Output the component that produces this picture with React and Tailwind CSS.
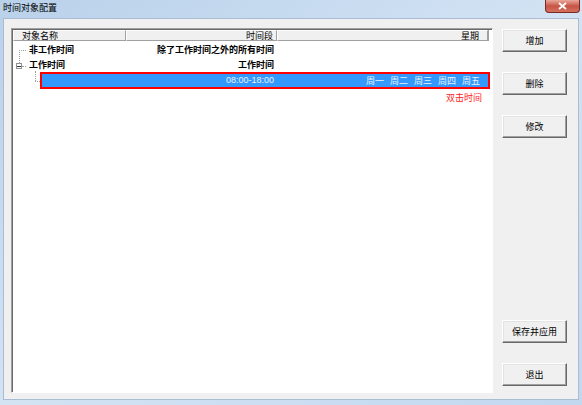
const font = { fontFamily: '"Noto Sans CJK SC", "Liberation Sans", sans-serif' };

const WinButton = ({ children }) => (
  <button className="w-[65px] h-[23px] bg-[#f0f0f0] border border-t-white border-l-white border-r-[#696969] border-b-[#696969] shadow-[inset_-1px_-1px_0_#a0a0a0,inset_1px_1px_0_#e3e3e3] text-[9px] text-black leading-none">
    {children}
  </button>
);

const App = () => {
  return (
    <div
      className="w-[582px] h-[405px] flex flex-col bg-gradient-to-br from-[#b9d1ea] via-[#d3e3f4] to-[#c2d8ef] overflow-hidden"
      style={font}
    >
      {/* title bar */}
      <div className="h-[18px] flex items-start justify-between pl-[3px]">
        <span className="text-[9px] leading-[16px] text-black">时间对象配置</span>
        <div className="mr-[2px] w-[35px] h-[13px] rounded-b-[4px] border border-t-0 border-[#7a2a22] bg-gradient-to-b from-[#e8a99b] via-[#c75446] to-[#d4705e] flex items-center justify-center">
          <svg width="9" height="8" viewBox="0 0 9 8">
            <path d="M1 1 L8 7 M8 1 L1 7" stroke="#fff" strokeWidth="1.8" />
          </svg>
        </div>
      </div>

      {/* dialog body */}
      <div className="flex-1 mx-[3px] mb-[5px] bg-[#f0f0f0] border border-[#a9bcd4] flex pl-[7px] pt-[9px] pb-[6px] pr-[11px]">
        {/* list panel */}
        <div className="w-[482px] h-full bg-white border-t-[1px] border-l-[1px] border-t-[#a0a0a0] border-l-[#a0a0a0] border-r border-b border-r-white border-b-white shadow-[inset_1px_1px_0_#696969] pl-[1px] pt-[1px]">
          {/* header */}
          <div className="flex h-[11px] text-[9px] leading-[10px] text-black">
            <div className="w-[113px] border border-[#a0a0a0] border-t-white border-l-white bg-[#f0f0f0] pl-[8px]">对象名称</div>
            <div className="w-[151px] border border-[#a0a0a0] border-t-white border-l-white bg-[#f0f0f0] text-right pr-[3px]">时间段</div>
            <div className="w-[211px] border border-[#a0a0a0] border-t-white border-l-white bg-[#f0f0f0] text-right pr-[8px]">星期</div>
            <div className="flex-1 border-l border-[#a0a0a0]"></div>
          </div>

          {/* rows */}
          <div className="relative text-[9px] leading-[15px] font-bold text-black">
            {/* tree lines */}
            <div className="absolute left-[6px] top-[8px] w-[7px] border-t border-dotted border-[#a0a0a0]"></div>
            <div className="absolute left-[6px] top-[8px] h-[13px] border-l border-dotted border-[#a0a0a0]"></div>
            <div className="absolute left-[3px] top-[21px] w-[6px] h-[6px] border border-[#919191] bg-white flex items-center justify-center">
              <div className="w-[4px] border-t border-[#333]"></div>
            </div>
            <div className="absolute left-[9px] top-[24px] w-[4px] border-t border-dotted border-[#a0a0a0]"></div>
            <div className="absolute left-[22px] top-[29px] h-[10px] border-l border-dotted border-[#a0a0a0]"></div>
            <div className="absolute left-[22px] top-[39px] w-[5px] border-t border-dotted border-[#a0a0a0]"></div>

            <div className="flex h-[15px] mt-[1px]">
              <div className="w-[113px] pl-[16px]">非工作时间</div>
              <div className="w-[148px] text-right">除了工作时间之外的所有时间</div>
            </div>
            <div className="flex h-[15px]">
              <div className="w-[113px] pl-[16px]">工作时间</div>
              <div className="w-[148px] text-right">工作时间</div>
            </div>
            <div className="ml-[27px] mr-[2px] h-[17px] border-2 border-[#ff0000] bg-[#3399ff] flex items-center font-normal text-[#eaf4ff] leading-none">
              <div className="w-[232px] text-right" style={{ fontFamily: '"Liberation Sans", "Noto Sans CJK SC", sans-serif' }}>08:00-18:00</div>
              <div className="flex-1 flex justify-end gap-[6px] pr-[8px]">
                <span>周一</span>
                <span>周二</span>
                <span>周三</span>
                <span>周四</span>
                <span>周五</span>
              </div>
            </div>
            <div className="flex justify-end pr-[10px] pt-[3px] font-normal text-[#ff2020] leading-[12px]">双击时间</div>
          </div>
        </div>

        {/* buttons */}
        <div className="flex-1 flex flex-col items-end pt-[1px] pb-[7px]">
          <div className="flex flex-col gap-[20px]">
            <WinButton>增加</WinButton>
            <WinButton>删除</WinButton>
            <WinButton>修改</WinButton>
          </div>
          <div className="mt-auto flex flex-col gap-[20px]">
            <WinButton>保存并应用</WinButton>
            <WinButton>退出</WinButton>
          </div>
        </div>
      </div>
    </div>
  );
};

export default App;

§

[Task statement]
Repeat verbatim all the material, but not the pictures.

[Solved problem]
Output the component that produces this picture with React and Tailwind CSS.
const font = { fontFamily: '"Noto Sans CJK SC", "Liberation Sans", sans-serif' };

const WinButton = ({ children }) => (
  <button className="w-[65px] h-[23px] bg-[#f0f0f0] border border-t-white border-l-white border-r-[#696969] border-b-[#696969] shadow-[inset_-1px_-1px_0_#a0a0a0,inset_1px_1px_0_#e3e3e3] text-[9px] text-black leading-none">
    {children}
  </button>
);

const App = () => {
  return (
    <div
      className="w-[582px] h-[405px] flex flex-col bg-gradient-to-br from-[#b9d1ea] via-[#d3e3f4] to-[#c2d8ef] overflow-hidden"
      style={font}
    >
      {/* title bar */}
      <div className="h-[18px] flex items-start justify-between pl-[3px]">
        <span className="text-[9px] leading-[16px] text-black">时间对象配置</span>
        <div className="mr-[2px] w-[35px] h-[13px] rounded-b-[4px] border border-t-0 border-[#7a2a22] bg-gradient-to-b from-[#e8a99b] via-[#c75446] to-[#d4705e] flex items-center justify-center">
          <svg width="9" height="8" viewBox="0 0 9 8">
            <path d="M1 1 L8 7 M8 1 L1 7" stroke="#fff" strokeWidth="1.8" />
          </svg>
        </div>
      </div>

      {/* dialog body */}
      <div className="flex-1 mx-[3px] mb-[5px] bg-[#f0f0f0] border border-[#a9bcd4] flex pl-[7px] pt-[9px] pb-[6px] pr-[11px]">
        {/* list panel */}
        <div className="w-[482px] h-full bg-white border-t-[1px] border-l-[1px] border-t-[#a0a0a0] border-l-[#a0a0a0] border-r border-b border-r-white border-b-white shadow-[inset_1px_1px_0_#696969] pl-[1px] pt-[1px]">
          {/* header */}
          <div className="flex h-[11px] text-[9px] leading-[10px] text-black">
            <div className="w-[113px] border border-[#a0a0a0] border-t-white border-l-white bg-[#f0f0f0] pl-[8px]">对象名称</div>
            <div className="w-[151px] border border-[#a0a0a0] border-t-white border-l-white bg-[#f0f0f0] text-right pr-[3px]">时间段</div>
            <div className="w-[211px] border border-[#a0a0a0] border-t-white border-l-white bg-[#f0f0f0] text-right pr-[8px]">星期</div>
            <div className="flex-1 border-l border-[#a0a0a0]"></div>
          </div>

          {/* rows */}
          <div className="relative text-[9px] leading-[15px] font-bold text-black">
            {/* tree lines */}
            <div className="absolute left-[6px] top-[8px] w-[7px] border-t border-dotted border-[#a0a0a0]"></div>
            <div className="absolute left-[6px] top-[8px] h-[13px] border-l border-dotted border-[#a0a0a0]"></div>
            <div className="absolute left-[3px] top-[21px] w-[6px] h-[6px] border border-[#919191] bg-white flex items-center justify-center">
              <div className="w-[4px] border-t border-[#333]"></div>
            </div>
            <div className="absolute left-[9px] top-[24px] w-[4px] border-t border-dotted border-[#a0a0a0]"></div>
            <div className="absolute left-[22px] top-[29px] h-[10px] border-l border-dotted border-[#a0a0a0]"></div>
            <div className="absolute left-[22px] top-[39px] w-[5px] border-t border-dotted border-[#a0a0a0]"></div>

            <div className="flex h-[15px] mt-[1px]">
              <div className="w-[113px] pl-[16px]">非工作时间</div>
              <div className="w-[148px] text-right">除了工作时间之外的所有时间</div>
            </div>
            <div className="flex h-[15px]">
              <div className="w-[113px] pl-[16px]">工作时间</div>
              <div className="w-[148px] text-right">工作时间</div>
            </div>
            <div className="ml-[27px] mr-[2px] h-[17px] border-2 border-[#ff0000] bg-[#3399ff] flex items-center font-normal text-[#eaf4ff] leading-none">
              <div className="w-[232px] text-right" style={{ fontFamily: '"Liberation Sans", "Noto Sans CJK SC", sans-serif' }}>08:00-18:00</div>
              <div className="flex-1 flex justify-end gap-[6px] pr-[8px]">
                <span>周一</span>
                <span>周二</span>
                <span>周三</span>
                <span>周四</span>
                <span>周五</span>
              </div>
            </div>
            <div className="flex justify-end pr-[10px] pt-[3px] font-normal text-[#ff2020] leading-[12px]">双击时间</div>
          </div>
        </div>

        {/* buttons */}
        <div className="flex-1 flex flex-col items-end pt-[1px] pb-[7px]">
          <div className="flex flex-col gap-[20px]">
            <WinButton>增加</WinButton>
            <WinButton>删除</WinButton>
            <WinButton>修改</WinButton>
          </div>
          <div className="mt-auto flex flex-col gap-[20px]">
            <WinButton>保存并应用</WinButton>
            <WinButton>退出</WinButton>
          </div>
        </div>
      </div>
    </div>
  );
};

export default App;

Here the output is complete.